AttributeError: type object 'h5py.h5.H5PYConfig' has no attribute '__reduce_cython__'

### Hilfsfunktionen

In [None]:
def f1_multiclass(labels, preds):
    return f1_score(labels, preds, average='micro')


def pack_model(model_path='',file_name=''):
    files = [files for root, dirs, files in os.walk(model_path)][0]
    with tarfile.open(file_name+ '.tar.gz', 'w:gz') as f:
        for file in files:
            f.add(f'{model_path}/{file}')

def unpack_model(model_name=''):
    tar = tarfile.open(f"{model_name}.tar.gz", "r:gz")
    tar.extractall()
    tar.close()



## Daten aufbereiten

In [None]:

class_list = ['INSULT','ABUSE','PROFANITY','OTHER']

df1 = pd.read_csv('germeval2019GoldLabelsSubtask1_2.txt',sep='\t', lineterminator='\n',encoding='utf8',names=["tweet", "task1", "task2"])
df2 = pd.read_csv('germeval2019.training_subtask1_2_korrigiert.txt',sep='\t', lineterminator='\n',encoding='utf8',names=["tweet", "task1", "task2"])

df = pd.concat([df1,df2])
df['task2'] = df['task2'].str.replace('\r', "")
df['pred_class'] = df.apply(lambda x:  class_list.index(x['task2']),axis=1)

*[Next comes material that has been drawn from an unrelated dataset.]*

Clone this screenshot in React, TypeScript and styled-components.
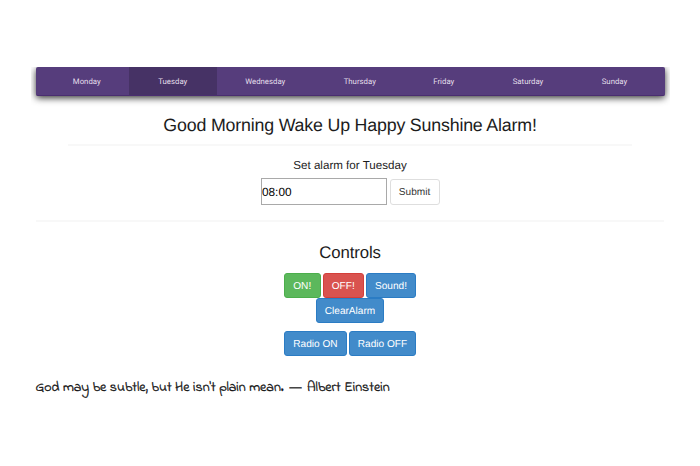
import React from 'react';
import styled, { createGlobalStyle } from 'styled-components';

const GlobalStyle = createGlobalStyle`
  * { box-sizing: border-box; text-rendering: geometricPrecision; }
  body {
    margin: 0;
    background: #fff;
    color: #1c1c1c;
    font-family: "Liberation Sans", Arial, sans-serif;
    overflow: hidden;
  }
`;

const Page = styled.main`
  width: 700px;
  height: 466px;
  padding-top: 67px;
  display: flex;
  flex-direction: column;
  background: #fff;
`;

const NavFrame = styled.div`
  flex: none;
  width: 639px;
  height: 44px;
  margin-left: 31px;
  padding: 0 5px 0 4.5px;
  overflow: hidden;
`;

const Nav = styled.nav`
  display: flex;
  height: 29px;
  border-radius: 2px;
  background: #563d7c;
  border-bottom: 1px solid #4a2d70;
  box-shadow: 0 2px 7px 0 rgba(0, 0, 0, 0.8);
`;

const Day = styled.a<{ $width: number; $inset?: number; $active?: boolean }>`
  width: ${(p) => p.$width}px;
  padding-left: ${(p) => p.$inset ?? 0}px;
  flex: none;
  line-height: 29px;
  text-align: center;
  font-family: Roboto, sans-serif;
  font-size: 7.8px;
  color: #e4dfeb;
  background: ${(p) => (p.$active ? '#463265' : 'transparent')};
`;

const Title = styled.h1`
  margin: 3px 68px 0;
  height: 32px;
  border-bottom: 2px solid #f8f8f8;
  font-size: 17.8px;
  font-weight: 400;
  letter-spacing: -0.18px;
  line-height: 22px;
  text-align: center;
  white-space: nowrap;
`;

const AlarmForm = styled.form`
  margin: 0 36px;
  height: 76px;
  padding-top: 12px;
  border-bottom: 2px solid #f8f8f8;
  display: flex;
  flex-direction: column;
  align-items: center;
`;

const Label = styled.label`
  font-size: 11.6px;
  line-height: 15px;
  margin-bottom: 5px;
`;

const Fields = styled.div`
  display: flex;
  align-items: flex-end;
  gap: 3px;
`;

const TimeInput = styled.input`
  width: 126px;
  height: 27px;
  padding: 0 0 0 0.5px;
  border: 1px solid #a9a9a9;
  border-radius: 0;
  background: #fff;
  color: #000;
  font: 11.8px "Liberation Sans", Arial, sans-serif;
  outline: none;
`;

const SubmitButton = styled.button`
  width: 50px;
  height: 26px;
  padding: 1px 0 0;
  border: 1px solid #dedede;
  border-radius: 3px;
  background: #fff;
  color: #333;
  font: 10.1px "Liberation Sans", Arial, sans-serif;
`;

const Controls = styled.section`
  display: flex;
  flex-direction: column;
  align-items: center;
  padding-top: 20px;
`;

const Heading = styled.h2`
  margin: 0 0 9px;
  font-size: 16.8px;
  letter-spacing: -0.1px;
  font-weight: 400;
  line-height: 22px;
`;

const ButtonRow = styled.div<{ $gap?: number }>`
  display: flex;
  gap: 2px;
  margin-bottom: ${(p) => p.$gap ?? 0}px;
`;

const tones = {
  green: ['#5cb85c', '#4cae4c'],
  red: ['#d9534f', '#d43f3a'],
  blue: ['#428bca', '#2b7cc4'],
};

const ControlButton = styled.button<{ $tone: keyof typeof tones; $width: number }>`
  width: ${(p) => p.$width}px;
  height: 25px;
  padding: 1px 0 0;
  border: 1px solid ${(p) => tones[p.$tone][1]};
  border-radius: 3px;
  background: ${(p) => tones[p.$tone][0]};
  color: #fff;
  font: 10.1px "Liberation Sans", Arial, sans-serif;
  white-space: nowrap;
`;

const Quote = styled.p`
  margin: 22px 0 0 35.5px;
  font-family: "Indie Flower", "Comic Neue", Lato, cursive;
  font-size: 14px;
  line-height: 20px;
  color: #111;
  -webkit-text-stroke: 0.35px #111;
  white-space: nowrap;
`;

const Dash = styled.span`
  margin: 0 2px 0 2.3px;
  font-family: "Liberation Sans", Arial, sans-serif;
  font-size: 12px;
  line-height: 1;
`;

const days = [
  { name: 'Monday', width: 93.5, inset: 9 },
  { name: 'Tuesday', width: 87.5 },
  { name: 'Wednesday', width: 97.5 },
  { name: 'Thursday', width: 91.5 },
  { name: 'Friday', width: 76.5 },
  { name: 'Saturday', width: 92 },
  { name: 'Sunday', width: 81 },
];

export default function App() {
  return (
    <>
      <GlobalStyle />
      <Page>
        <NavFrame>
          <Nav>
            {days.map((d) => (
              <Day key={d.name} $width={d.width} $inset={d.inset} $active={d.name === 'Tuesday'}>
                {d.name}
              </Day>
            ))}
          </Nav>
        </NavFrame>
        <Title>Good Morning Wake Up Happy Sunshine Alarm!</Title>
        <AlarmForm>
          <Label htmlFor="alarm">Set alarm for Tuesday</Label>
          <Fields>
            <TimeInput id="alarm" defaultValue="08:00" />
            <SubmitButton type="button">Submit</SubmitButton>
          </Fields>
        </AlarmForm>
        <Controls>
          <Heading>Controls</Heading>
          <ButtonRow>
            <ControlButton $tone="green" $width={36.5}>ON!</ControlButton>
            <ControlButton $tone="red" $width={41.5}>OFF!</ControlButton>
            <ControlButton $tone="blue" $width={50}>Sound!</ControlButton>
          </ButtonRow>
          <ButtonRow $gap={8}>
            <ControlButton $tone="blue" $width={68.5}>ClearAlarm</ControlButton>
          </ButtonRow>
          <ButtonRow>
            <ControlButton $tone="blue" $width={63}>Radio ON</ControlButton>
            <ControlButton $tone="blue" $width={67}>Radio OFF</ControlButton>
          </ButtonRow>
        </Controls>
        <Quote>
          God may be subtle, but He isn't plain mean. <Dash>—</Dash> Albert Einstein
        </Quote>
      </Page>
    </>
  );
}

df = df[['tweet','pred_class']]

print(df.shape)
df.head()

### Daten aufteilen und Modell laden

In [None]:
train_df, test_df = train_test_split(df, test_size=0.10)

print('Train shape: ',train_df.shape)
print('Test shape: ',test_df.shape)

# Hyperparameter definieren
train_args = ClassificationArgs(fp16=False, reprocess_input_data=True, num_train_epochs=4, overwrite_output_dir=True)
# Create a ClassificationModel
model = ClassificationModel(
    "bert", "distilbert-base-german-cased",
    num_labels=4,
    args=train_args
)

## Modell trainieren

In [None]:
model.train_model(train_df)
result, model_outputs, wrong_predictions = model.eval_model(test_df, f1=f1_multiclass, acc=accuracy_score)

# {'acc': 0.6894586894586895,
# 'eval_loss': 0.8673831869594075,
# 'f1': 0.6894586894586895,
# 'mcc': 0.25262380289641617}

# # Modell speichern
# pack_model('output_path','model_name')
# # Modell laden
# unpack_model('model_name')